Terms of a new debt issuance show that markets perceive more risk at Petrobras than they did a year ago.

On Tuesday, Petrobras sold $6.75 billion in new unsecured bonds with high borrowing costs. Its Petrobras Global Finance BV subsidiary issued $5 billion in 8.375% notes due May 23, 2021, and $1.75 billion in 8.75% notes due May 23, 2026.

The borrowing terms are far harsher than Petrobras faced last June, when it sold $2.5 billion in unsecured bonds maturing in 100 years on June 5, 2115, and charging 6.85% in interest.

Its most recent quarterly report, released May 13, shows the strain on its financial performance.

During the first quarter ended March 31, Petrobras' sales revenue fell to $17.99 billion from $25.97 billion during the same quarter last year amid depressed energy prices.
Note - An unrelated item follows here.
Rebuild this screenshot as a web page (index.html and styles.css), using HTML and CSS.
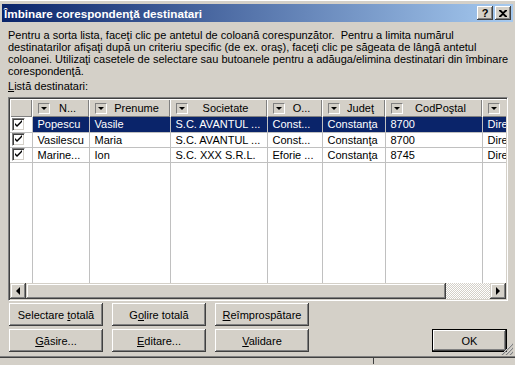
FILE: index.html
```html
<!DOCTYPE html>
<html lang="ro">
<head>
    <meta charset="UTF-8">
    <title>Îmbinare corespondenţă destinatari</title>
    <link rel="stylesheet" href="styles.css">
</head>
<body>
    <div class="window">
        <div class="titlebar">
            <span class="title">Îmbinare corespondenţă destinatari</span>
            <div class="tb-buttons">
                <span class="tb-btn">?</span>
                <span class="tb-btn">
                    <svg width="8" height="7" viewBox="0 0 8 7"><path d="M0 0h2l2 2 2-2h2v1L5 3.5 8 6v1H6L4 5 2 7H0V6l3-2.5L0 1z" fill="#000"/></svg>
                </span>
            </div>
        </div>

        <div class="content">
            <p class="intro">Pentru a sorta lista, faceţi clic pe antetul de coloană corespunzător.&nbsp; Pentru a limita numărul<br>destinatarilor afişaţi după un criteriu specific (de ex. oraş), faceţi clic pe săgeata de lângă antetul<br>coloanei. Utilizaţi casetele de selectare sau butoanele pentru a adăuga/elimina destinatari din îmbinare<br>corespondenţă.</p>
            <div class="label"><u>L</u>istă destinatari:</div>

            <div class="listbox">
                <div class="list-view">
                    <table class="grid">
                        <colgroup>
                            <col style="width:22px"><col style="width:57px"><col style="width:81px"><col style="width:97px">
                            <col style="width:55px"><col style="width:63px"><col style="width:97px"><col style="width:60px">
                        </colgroup>
                        <thead>
                            <tr>
                                <th></th>
                                <th><span class="hd"><span class="dd"></span><span class="hl">N...</span></span></th>
                                <th><span class="hd"><span class="dd"></span><span class="hl">Prenume</span></span></th>
                                <th><span class="hd"><span class="dd"></span><span class="hl">Societate</span></span></th>
                                <th><span class="hd"><span class="dd"></span><span class="hl">O...</span></span></th>
                                <th><span class="hd"><span class="dd"></span><span class="hl">Judeţ</span></span></th>
                                <th><span class="hd"><span class="dd"></span><span class="hl">CodPoştal</span></span></th>
                                <th><span class="hd"><span class="dd"></span></span></th>
                            </tr>
                        </thead>
                        <tbody>
                            <tr class="selected">
                                <td class="cb-cell"><span class="cb"></span></td>
                                <td>Popescu</td><td>Vasile</td><td>S.C. AVANTUL ...</td><td>Const...</td><td>Constanţa</td><td>8700</td><td>Dire</td>
                            </tr>
                            <tr>
                                <td class="cb-cell"><span class="cb"></span></td>
                                <td>Vasilescu</td><td>Maria</td><td>S.C. AVANTUL ...</td><td>Const...</td><td>Constanţa</td><td>8700</td><td>Dire</td>
                            </tr>
                            <tr>
                                <td class="cb-cell"><span class="cb"></span></td>
                                <td>Marine...</td><td>Ion</td><td>S.C. XXX S.R.L.</td><td>Eforie ...</td><td>Constanţa</td><td>8745</td><td>Dire</td>
                            </tr>
                            <tr class="filler">
                                <td></td><td></td><td></td><td></td><td></td><td></td><td></td><td></td>
                            </tr>
                        </tbody>
                    </table>
                </div>
                <div class="hscroll">
                    <span class="sb-btn"><span class="arrow-left"></span></span>
                    <span class="sb-thumb"></span>
                    <span class="sb-track"></span>
                    <span class="sb-btn"><span class="arrow-right"></span></span>
                </div>
            </div>

            <div class="actions">
                <div class="btn-grid">
                    <button class="btn">Selectare <u>t</u>otală</button>
                    <button class="btn">G<u>o</u>lire totală</button>
                    <button class="btn"><u>R</u>eîmprospătare</button>
                    <button class="btn"><u>G</u>ăsire...</button>
                    <button class="btn"><u>E</u>ditare...</button>
                    <button class="btn"><u>V</u>alidare</button>
                </div>
                <button class="btn btn-default">OK</button>
            </div>
        </div>

        <svg class="grip" width="12" height="12" viewBox="0 0 12 12">
            <path d="M11 1L1 11M11 5L5 11M11 9L9 11" stroke="#fff" stroke-width="1"/>
            <path d="M12 1L1 12M12 5L5 12M12 9L9 12" stroke="#808080" stroke-width="1.2"/>
        </svg>
    </div>
    <div class="behind">
        <span class="behind-line"></span>
    </div>
</body>
</html>
```

FILE: styles.css
```css
* {
    margin: 0;
    padding: 0;
    box-sizing: border-box;
}

body {
    width: 515px;
    height: 365px;
    overflow: hidden;
    background: #d4d0c8;
    font-family: "Liberation Sans", Arial, sans-serif;
    font-size: 11px;
    color: #000;
}

u {
    text-decoration: underline;
    text-underline-offset: 1px;
}

.window {
    position: relative;
    width: 515px;
    height: 358px;
    padding: 3px 2px 0 2px;
    background: #d4d0c8;
    border-top: 1px solid #fff;
    border-bottom: 1px solid #404040;
    box-shadow: inset 0 -1px #808080;
}

/* title bar */
.titlebar {
    height: 18px;
    display: flex;
    align-items: center;
    justify-content: space-between;
    padding: 0 2px 0 2px;
    background: linear-gradient(to right, #0a246a, #a6caf0);
}

.title {
    color: #fff;
    font-weight: bold;
    font-size: 11.7px;
}

.tb-buttons {
    display: flex;
    gap: 2px;
}

.tb-btn {
    width: 16px;
    height: 14px;
    display: flex;
    align-items: center;
    justify-content: center;
    background: #d4d0c8;
    font-weight: bold;
    font-size: 11px;
    box-shadow: inset -1px -1px #404040, inset 1px 1px #fff, inset -2px -2px #808080;
}

/* body */
.content {
    padding: 7px 5px 0 6px;
}

.intro {
    line-height: 12px;
    white-space: nowrap;
}

.label {
    margin-top: 3px;
    line-height: 12px;
}

.listbox {
    margin-top: 5px;
    width: 500px;
    height: 204px;
    border: 1px solid;
    border-color: #808080 #fff #fff #808080;
    box-shadow: inset 1px 1px #404040, inset -1px -1px #d4d0c8;
    padding: 1px;
    display: flex;
    flex-direction: column;
    background: #fff;
}

.list-view {
    flex: 1;
    overflow: hidden;
}

.grid {
    table-layout: fixed;
    width: 532px;
    border-collapse: collapse;
}

.grid th {
    height: 18px;
    padding: 0;
    background: #d4d0c8;
    font-weight: normal;
    box-shadow: inset 1px 1px #fff, inset -1px -1px #808080;
}

.hd {
    display: flex;
    align-items: center;
    padding: 0 4px 0 6px;
}

.dd {
    position: relative;
    flex: none;
    width: 12px;
    height: 11px;
    border: 1px solid;
    border-color: #808080 #fff #fff #808080;
    background: #d4d0c8;
}

.dd::after {
    content: "";
    position: absolute;
    left: 2px;
    top: 3px;
    border-left: 3px solid transparent;
    border-right: 3px solid transparent;
    border-top: 3px solid #000;
}

.hl {
    flex: 1;
    text-align: center;
    white-space: nowrap;
    overflow: hidden;
}

.grid td {
    height: 15px;
    padding: 0 0 0 5px;
    white-space: nowrap;
    overflow: hidden;
    border-right: 1px solid #c0c0c0;
    border-bottom: 1px solid #c0c0c0;
    line-height: 14px;
}

.grid td.cb-cell {
    padding-left: 2px;
    background: #fff;
}

.cb {
    display: block;
    width: 13px;
    height: 13px;
    border: 1px solid;
    border-color: #808080 #fff #fff #808080;
    box-shadow: inset 1px 1px #404040, inset -1px -1px #d4d0c8;
    background: #fff url("data:image/svg+xml;utf8,<svg xmlns='http://www.w3.org/2000/svg' width='11' height='11'><path d='M2 4v2l2 2 5-5V1L4 6z' fill='black'/></svg>") no-repeat 0 0;
}

.selected td {
    background: #0a246a;
    color: #fff;
}

.filler td {
    height: 122px;
    border-bottom: none;
}

/* horizontal scrollbar */
.hscroll {
    height: 16px;
    display: flex;
    flex: none;
}

.sb-btn,
.sb-thumb {
    background: #d4d0c8;
    box-shadow: inset -1px -1px #404040, inset 1px 1px #d4d0c8, inset -2px -2px #808080, inset 2px 2px #fff;
}

.sb-btn {
    width: 16px;
    display: flex;
    align-items: center;
    justify-content: center;
}

.sb-thumb {
    flex: 1;
}

.sb-track {
    width: 44px;
    background: conic-gradient(#fff 25%, #d4d0c8 0 50%, #fff 0 75%, #d4d0c8 0) 0 0 / 2px 2px;
}

.arrow-left {
    border-top: 4px solid transparent;
    border-bottom: 4px solid transparent;
    border-right: 4px solid #000;
}

.arrow-right {
    border-top: 4px solid transparent;
    border-bottom: 4px solid transparent;
    border-left: 4px solid #000;
}

/* buttons */
.actions {
    margin-top: 2px;
    display: flex;
    justify-content: space-between;
    align-items: flex-end;
    padding-left: 1px;
}

.btn-grid {
    display: grid;
    grid-template-columns: repeat(3, 94px);
    column-gap: 9px;
    row-gap: 3px;
}

.btn {
    height: 23px;
    border: none;
    background: #d4d0c8;
    font-family: inherit;
    font-size: 11px;
    color: #000;
    box-shadow: inset -1px -1px #404040, inset 1px 1px #fff, inset -2px -2px #808080, inset 2px 2px #d4d0c8;
}

.btn-default {
    width: 75px;
    margin-right: 1px;
    box-shadow: inset 0 0 0 1px #000, inset -2px -2px #404040, inset 2px 2px #fff, inset -3px -3px #808080;
}

.grip {
    position: absolute;
    right: 2px;
    bottom: 2px;
}

/* window behind the dialog */
.behind {
    height: 6px;
    position: relative;
}

.behind-line {
    position: absolute;
    left: 373px;
    top: 0;
    width: 1px;
    height: 6px;
    background: #404040;
}
```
It recorded a $318 million net loss for the quarter, compared to $1.86 billion in net income during the first quarter of 2015.

As of March 31, the company recorded $241.41 billion in assets and $166.56 million in liabilities.

Beyond macroeconomic concerns, Petrobras faces scrutiny under an ongoing corruption investigation dubbed Operation Car Wash.

Media contacts at Petrobras didn't respond to requests for comment.